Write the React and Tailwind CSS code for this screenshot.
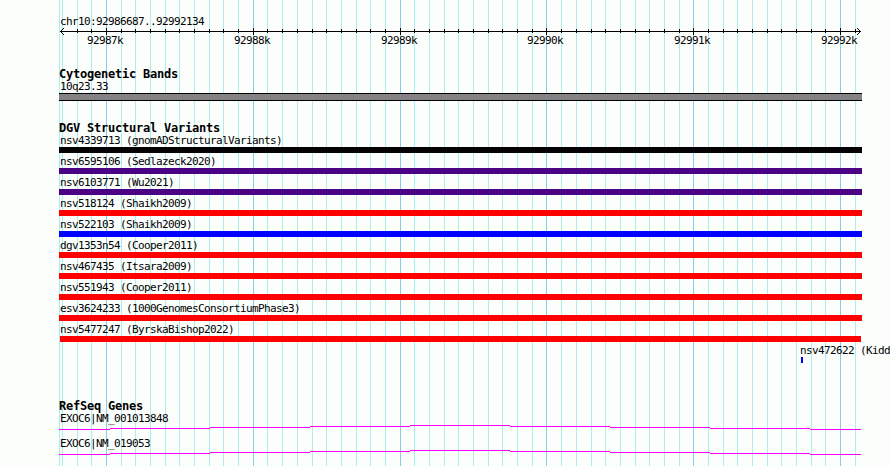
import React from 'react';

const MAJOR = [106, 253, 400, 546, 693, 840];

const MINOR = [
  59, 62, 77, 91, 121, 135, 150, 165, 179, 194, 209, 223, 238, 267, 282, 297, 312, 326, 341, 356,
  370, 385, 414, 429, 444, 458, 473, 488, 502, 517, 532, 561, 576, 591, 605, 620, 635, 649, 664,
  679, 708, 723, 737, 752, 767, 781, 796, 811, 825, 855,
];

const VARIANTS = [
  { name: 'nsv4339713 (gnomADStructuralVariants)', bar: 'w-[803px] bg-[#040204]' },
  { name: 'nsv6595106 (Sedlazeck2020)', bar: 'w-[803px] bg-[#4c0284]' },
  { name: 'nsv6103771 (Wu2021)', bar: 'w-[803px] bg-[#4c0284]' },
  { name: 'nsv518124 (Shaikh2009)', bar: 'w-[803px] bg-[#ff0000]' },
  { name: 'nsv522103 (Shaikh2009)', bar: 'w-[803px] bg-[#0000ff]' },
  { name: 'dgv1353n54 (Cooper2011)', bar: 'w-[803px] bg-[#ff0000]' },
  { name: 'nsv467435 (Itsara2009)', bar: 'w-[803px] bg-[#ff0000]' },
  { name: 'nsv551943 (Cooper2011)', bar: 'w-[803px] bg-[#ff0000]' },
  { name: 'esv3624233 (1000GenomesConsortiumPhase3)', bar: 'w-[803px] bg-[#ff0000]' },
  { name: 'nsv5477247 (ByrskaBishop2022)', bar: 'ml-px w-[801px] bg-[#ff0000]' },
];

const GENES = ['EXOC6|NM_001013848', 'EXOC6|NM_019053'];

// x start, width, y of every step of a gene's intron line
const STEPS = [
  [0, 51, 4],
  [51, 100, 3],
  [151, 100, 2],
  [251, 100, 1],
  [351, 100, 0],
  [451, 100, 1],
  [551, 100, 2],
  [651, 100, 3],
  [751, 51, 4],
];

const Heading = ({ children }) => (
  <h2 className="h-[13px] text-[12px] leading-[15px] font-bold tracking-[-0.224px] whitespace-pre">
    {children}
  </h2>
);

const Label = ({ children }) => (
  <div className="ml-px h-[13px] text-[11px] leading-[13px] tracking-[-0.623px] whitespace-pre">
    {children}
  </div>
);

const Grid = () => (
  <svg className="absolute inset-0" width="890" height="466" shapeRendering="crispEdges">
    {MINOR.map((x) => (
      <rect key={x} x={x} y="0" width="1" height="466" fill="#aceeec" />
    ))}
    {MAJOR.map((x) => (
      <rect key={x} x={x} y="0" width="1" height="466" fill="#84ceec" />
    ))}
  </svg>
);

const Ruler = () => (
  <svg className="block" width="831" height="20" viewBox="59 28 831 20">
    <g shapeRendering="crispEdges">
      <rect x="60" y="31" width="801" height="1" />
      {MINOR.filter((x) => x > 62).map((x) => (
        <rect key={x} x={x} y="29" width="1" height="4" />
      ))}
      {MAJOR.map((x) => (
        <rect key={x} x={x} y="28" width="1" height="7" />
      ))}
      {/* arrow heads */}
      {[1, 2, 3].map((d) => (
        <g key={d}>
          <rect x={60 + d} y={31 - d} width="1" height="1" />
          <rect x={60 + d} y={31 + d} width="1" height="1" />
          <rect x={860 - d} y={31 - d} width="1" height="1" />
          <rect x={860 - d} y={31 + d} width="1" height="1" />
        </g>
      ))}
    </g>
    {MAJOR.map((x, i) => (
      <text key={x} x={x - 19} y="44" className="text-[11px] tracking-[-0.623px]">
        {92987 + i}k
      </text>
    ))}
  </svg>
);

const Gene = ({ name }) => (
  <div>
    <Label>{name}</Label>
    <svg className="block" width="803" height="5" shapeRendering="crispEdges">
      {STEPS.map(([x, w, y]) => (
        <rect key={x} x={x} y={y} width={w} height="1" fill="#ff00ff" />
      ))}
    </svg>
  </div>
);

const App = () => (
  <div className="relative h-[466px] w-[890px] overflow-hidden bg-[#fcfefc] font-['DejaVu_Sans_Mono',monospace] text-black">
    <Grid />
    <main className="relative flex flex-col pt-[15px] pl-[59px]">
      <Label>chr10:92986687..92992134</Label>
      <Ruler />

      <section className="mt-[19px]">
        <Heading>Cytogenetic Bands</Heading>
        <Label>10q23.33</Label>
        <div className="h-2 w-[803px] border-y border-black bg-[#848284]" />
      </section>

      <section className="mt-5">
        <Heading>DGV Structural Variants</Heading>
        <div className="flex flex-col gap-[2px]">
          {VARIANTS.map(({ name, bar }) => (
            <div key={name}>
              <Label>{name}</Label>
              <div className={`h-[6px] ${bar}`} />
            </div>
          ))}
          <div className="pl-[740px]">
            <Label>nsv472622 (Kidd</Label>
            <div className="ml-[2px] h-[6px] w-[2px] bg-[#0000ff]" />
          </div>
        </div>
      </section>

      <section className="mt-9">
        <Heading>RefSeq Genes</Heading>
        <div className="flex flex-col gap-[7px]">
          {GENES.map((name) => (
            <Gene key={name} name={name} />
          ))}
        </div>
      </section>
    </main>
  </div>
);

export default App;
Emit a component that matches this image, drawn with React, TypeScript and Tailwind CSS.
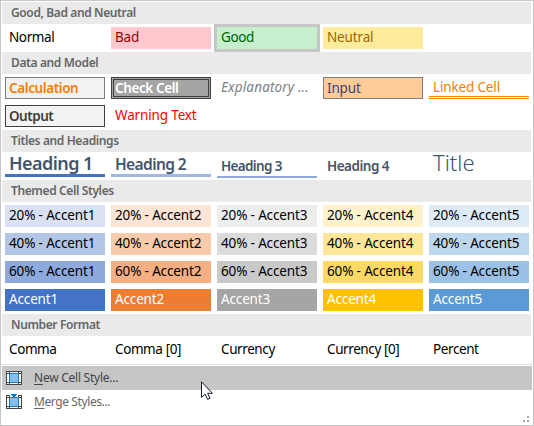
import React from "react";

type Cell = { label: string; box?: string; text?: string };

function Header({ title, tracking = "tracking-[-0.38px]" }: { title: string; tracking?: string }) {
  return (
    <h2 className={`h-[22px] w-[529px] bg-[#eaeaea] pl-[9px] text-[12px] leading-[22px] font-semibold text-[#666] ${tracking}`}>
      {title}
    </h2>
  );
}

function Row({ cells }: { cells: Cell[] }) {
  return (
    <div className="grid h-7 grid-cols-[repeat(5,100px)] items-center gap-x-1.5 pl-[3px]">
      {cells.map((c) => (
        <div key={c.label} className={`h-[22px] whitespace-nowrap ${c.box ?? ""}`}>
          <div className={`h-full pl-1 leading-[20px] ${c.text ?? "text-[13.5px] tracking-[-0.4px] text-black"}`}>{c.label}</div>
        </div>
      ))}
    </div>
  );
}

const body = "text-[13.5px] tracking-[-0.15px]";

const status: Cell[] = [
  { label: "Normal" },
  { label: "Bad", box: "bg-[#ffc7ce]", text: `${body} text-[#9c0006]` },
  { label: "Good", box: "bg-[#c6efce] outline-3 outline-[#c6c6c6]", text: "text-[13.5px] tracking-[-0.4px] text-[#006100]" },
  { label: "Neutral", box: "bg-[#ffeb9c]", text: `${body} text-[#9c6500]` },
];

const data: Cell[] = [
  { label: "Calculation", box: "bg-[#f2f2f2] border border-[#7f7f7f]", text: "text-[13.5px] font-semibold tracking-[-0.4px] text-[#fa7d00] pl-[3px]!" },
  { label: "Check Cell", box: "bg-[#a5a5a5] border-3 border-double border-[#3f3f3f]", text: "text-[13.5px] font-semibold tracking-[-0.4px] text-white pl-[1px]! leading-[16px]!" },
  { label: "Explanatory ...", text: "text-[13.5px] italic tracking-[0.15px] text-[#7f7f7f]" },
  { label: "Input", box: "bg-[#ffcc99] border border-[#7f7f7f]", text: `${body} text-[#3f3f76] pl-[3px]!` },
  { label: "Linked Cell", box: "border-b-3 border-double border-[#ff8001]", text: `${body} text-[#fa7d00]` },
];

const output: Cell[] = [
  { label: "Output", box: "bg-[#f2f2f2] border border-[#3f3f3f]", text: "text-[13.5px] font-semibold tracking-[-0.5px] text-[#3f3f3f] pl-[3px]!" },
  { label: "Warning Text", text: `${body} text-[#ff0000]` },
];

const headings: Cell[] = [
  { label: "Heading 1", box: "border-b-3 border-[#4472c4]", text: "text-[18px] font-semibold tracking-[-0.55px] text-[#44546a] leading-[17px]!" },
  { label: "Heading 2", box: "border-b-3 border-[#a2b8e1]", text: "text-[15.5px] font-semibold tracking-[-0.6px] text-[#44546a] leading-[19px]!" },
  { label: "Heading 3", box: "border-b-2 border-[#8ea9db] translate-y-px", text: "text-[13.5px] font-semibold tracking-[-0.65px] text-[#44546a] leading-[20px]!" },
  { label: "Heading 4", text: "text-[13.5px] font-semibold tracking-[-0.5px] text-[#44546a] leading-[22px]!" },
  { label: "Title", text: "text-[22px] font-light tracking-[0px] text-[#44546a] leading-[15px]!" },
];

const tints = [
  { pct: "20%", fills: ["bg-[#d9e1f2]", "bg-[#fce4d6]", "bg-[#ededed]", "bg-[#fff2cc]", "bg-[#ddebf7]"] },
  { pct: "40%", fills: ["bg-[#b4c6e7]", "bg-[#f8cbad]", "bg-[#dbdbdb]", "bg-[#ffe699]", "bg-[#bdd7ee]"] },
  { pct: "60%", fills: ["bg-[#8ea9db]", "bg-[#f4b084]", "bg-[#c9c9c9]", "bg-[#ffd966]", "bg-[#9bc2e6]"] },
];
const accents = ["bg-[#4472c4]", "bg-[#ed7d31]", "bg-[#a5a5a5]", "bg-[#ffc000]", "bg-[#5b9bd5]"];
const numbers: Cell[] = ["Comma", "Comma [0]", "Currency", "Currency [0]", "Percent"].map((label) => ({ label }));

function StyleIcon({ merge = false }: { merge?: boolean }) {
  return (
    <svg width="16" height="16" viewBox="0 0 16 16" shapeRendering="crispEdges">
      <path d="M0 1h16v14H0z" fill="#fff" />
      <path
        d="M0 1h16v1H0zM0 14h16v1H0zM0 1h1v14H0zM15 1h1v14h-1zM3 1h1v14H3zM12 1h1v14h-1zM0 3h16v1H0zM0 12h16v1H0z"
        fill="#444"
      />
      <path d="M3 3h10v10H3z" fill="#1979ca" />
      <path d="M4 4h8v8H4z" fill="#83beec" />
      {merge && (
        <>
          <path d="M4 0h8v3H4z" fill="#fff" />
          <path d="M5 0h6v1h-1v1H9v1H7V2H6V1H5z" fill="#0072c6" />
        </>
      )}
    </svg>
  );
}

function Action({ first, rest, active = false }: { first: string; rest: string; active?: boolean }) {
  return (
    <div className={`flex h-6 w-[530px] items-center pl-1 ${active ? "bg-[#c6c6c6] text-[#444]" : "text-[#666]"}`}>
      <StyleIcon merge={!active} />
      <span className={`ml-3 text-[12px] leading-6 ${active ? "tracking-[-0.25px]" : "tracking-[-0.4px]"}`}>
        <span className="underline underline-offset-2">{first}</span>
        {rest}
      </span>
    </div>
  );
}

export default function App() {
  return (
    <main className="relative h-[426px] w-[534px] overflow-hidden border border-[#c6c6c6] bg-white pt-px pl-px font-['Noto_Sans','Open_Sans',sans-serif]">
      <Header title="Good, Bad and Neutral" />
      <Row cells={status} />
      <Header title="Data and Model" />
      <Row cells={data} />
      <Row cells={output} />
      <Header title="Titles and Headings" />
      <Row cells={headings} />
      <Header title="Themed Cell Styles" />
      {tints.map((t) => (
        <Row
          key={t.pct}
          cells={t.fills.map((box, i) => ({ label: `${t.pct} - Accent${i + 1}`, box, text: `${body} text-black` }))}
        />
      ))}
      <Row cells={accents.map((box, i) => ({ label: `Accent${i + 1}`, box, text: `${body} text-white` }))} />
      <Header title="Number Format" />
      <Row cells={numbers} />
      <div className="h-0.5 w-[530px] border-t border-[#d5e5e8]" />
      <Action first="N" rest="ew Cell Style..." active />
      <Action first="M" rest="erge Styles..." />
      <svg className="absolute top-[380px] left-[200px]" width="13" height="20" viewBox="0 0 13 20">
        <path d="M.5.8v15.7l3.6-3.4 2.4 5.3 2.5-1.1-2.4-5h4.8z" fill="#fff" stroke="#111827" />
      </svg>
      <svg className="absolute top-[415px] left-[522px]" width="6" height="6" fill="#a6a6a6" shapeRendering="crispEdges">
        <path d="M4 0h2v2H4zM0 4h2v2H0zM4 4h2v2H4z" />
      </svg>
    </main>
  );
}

## Given exercise
Pictures are excluded: retype only the lines from the beginning of the listing above through the line with "const GENES = ['EXOC6|NM_001013848', 'EXOC6|NM_019053'];", both included.

## Result of the exercise
Write the React and Tailwind CSS code for this screenshot.
import React from 'react';

const MAJOR = [106, 253, 400, 546, 693, 840];

const MINOR = [
  59, 62, 77, 91, 121, 135, 150, 165, 179, 194, 209, 223, 238, 267, 282, 297, 312, 326, 341, 356,
  370, 385, 414, 429, 444, 458, 473, 488, 502, 517, 532, 561, 576, 591, 605, 620, 635, 649, 664,
  679, 708, 723, 737, 752, 767, 781, 796, 811, 825, 855,
];

const VARIANTS = [
  { name: 'nsv4339713 (gnomADStructuralVariants)', bar: 'w-[803px] bg-[#040204]' },
  { name: 'nsv6595106 (Sedlazeck2020)', bar: 'w-[803px] bg-[#4c0284]' },
  { name: 'nsv6103771 (Wu2021)', bar: 'w-[803px] bg-[#4c0284]' },
  { name: 'nsv518124 (Shaikh2009)', bar: 'w-[803px] bg-[#ff0000]' },
  { name: 'nsv522103 (Shaikh2009)', bar: 'w-[803px] bg-[#0000ff]' },
  { name: 'dgv1353n54 (Cooper2011)', bar: 'w-[803px] bg-[#ff0000]' },
  { name: 'nsv467435 (Itsara2009)', bar: 'w-[803px] bg-[#ff0000]' },
  { name: 'nsv551943 (Cooper2011)', bar: 'w-[803px] bg-[#ff0000]' },
  { name: 'esv3624233 (1000GenomesConsortiumPhase3)', bar: 'w-[803px] bg-[#ff0000]' },
  { name: 'nsv5477247 (ByrskaBishop2022)', bar: 'ml-px w-[801px] bg-[#ff0000]' },
];

const GENES = ['EXOC6|NM_001013848', 'EXOC6|NM_019053'];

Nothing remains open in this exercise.